Di Al Azhar, salah satu yang menekankan pentingnya "al qiroah al hayah" pembacaan yang hidup terhadap "teks" adalah Syekh Muhammad Muhammad Abu Musa rahimahulloh.

Kalau ada yang bertanya: "apa sebenarnya yang diajarkan syekh, mengapa ketika mengajarkan kitab "dala'il i'jaz" beliau selalu menekankan membaca dan membaca, berpikir dan berpikir, sehingga kita terkesan sulit untuk memahami ilmu balaghoh itu sendiri? "

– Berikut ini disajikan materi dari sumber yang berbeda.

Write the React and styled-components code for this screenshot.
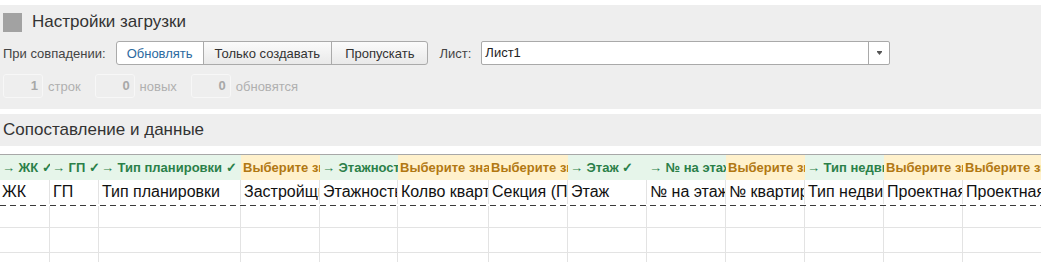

Barangkali saya akan menjawab, bahwa yang diusahakan Syekh adalah "mengembalikan" kesadaran murid-muridnya. Beliau tetap mengajarkan dalail i'jaz, menguraikan secara gamblang teori-teori tentang ilmu balghoh. Tapi Syekh tidak mau memberikan pemahaman yang "instan" kepada murid-muridnya. Yang dikehedaki Syekh adalah manhaj, atau metodologi, atau "toriqotu tahsilul 'ilmi". Sebab itu beliau mengajarkan bagaimana cara membaca sebuah pemikiran, bagaimana berdialog dan melakukan pembacaan yang kreatif (qiroah muntijah).

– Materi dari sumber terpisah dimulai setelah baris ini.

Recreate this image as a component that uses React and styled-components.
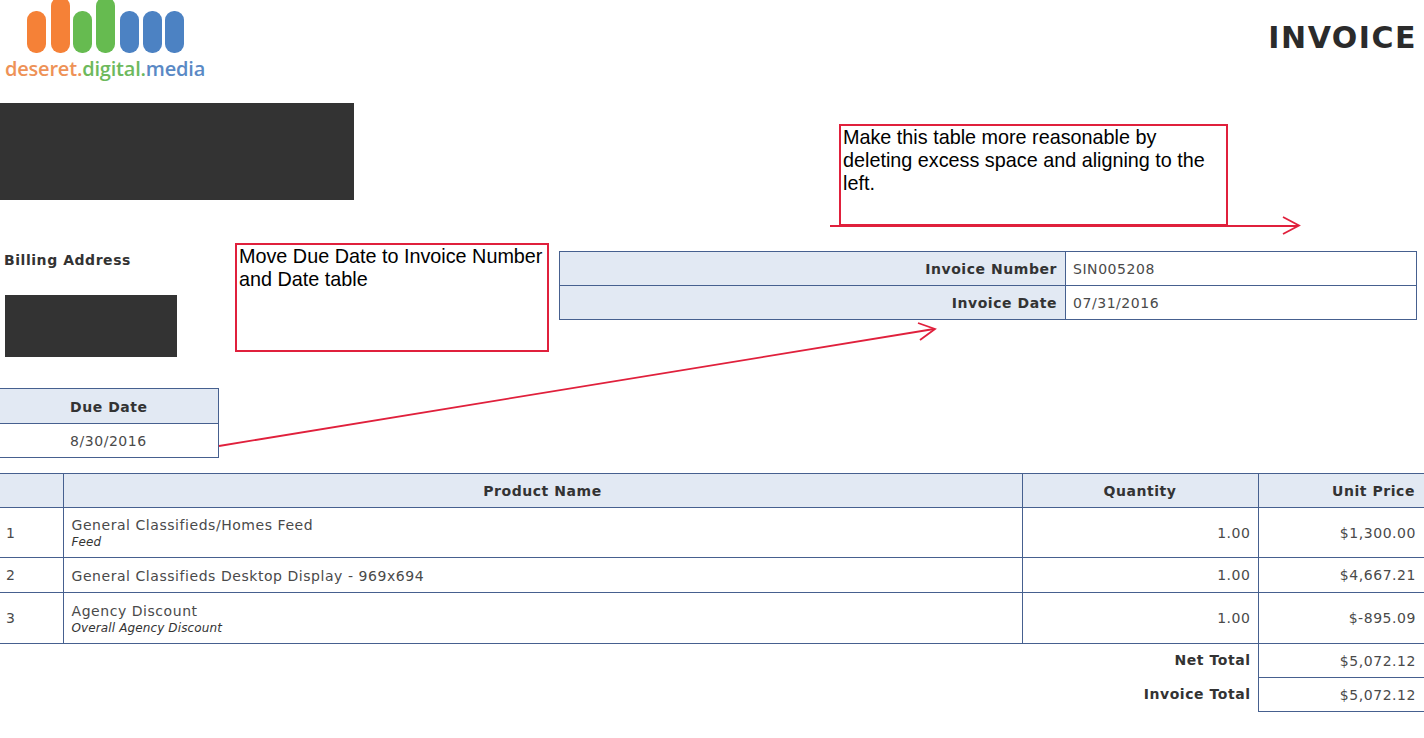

Diantara yang menghambat kejumudan pemikiran adalah watak eksklusifitas seorang pengkaji keilmuan. Kadang rasa cukup dan puas terhadap ilmu, akan menghambat proses kreatifitas yang ada. Tapi tidak dengan Syekh Abu Musa. Kita murid-muridnya selalu dituntut nenjadi pengkaji yang kritis, hidup, dan terbuka.

Beliau mengatakan:


"  Bacalah segala sesuatu...

Bacalah apa saja yang ingin engkau baca, dan dengarlah apa saja yang ingin engkau dengar,  agar engkau bisa membedakan, agar engaku bisa menghukumi dengan akalmu. Maka saat itu engkau adalah orang yang berkehendak, dan benar-benar memiliki kebebasan berkehendak. Karena andai tanpa kehendakmu, kau tidak akan disiksa atau mendapat pahala.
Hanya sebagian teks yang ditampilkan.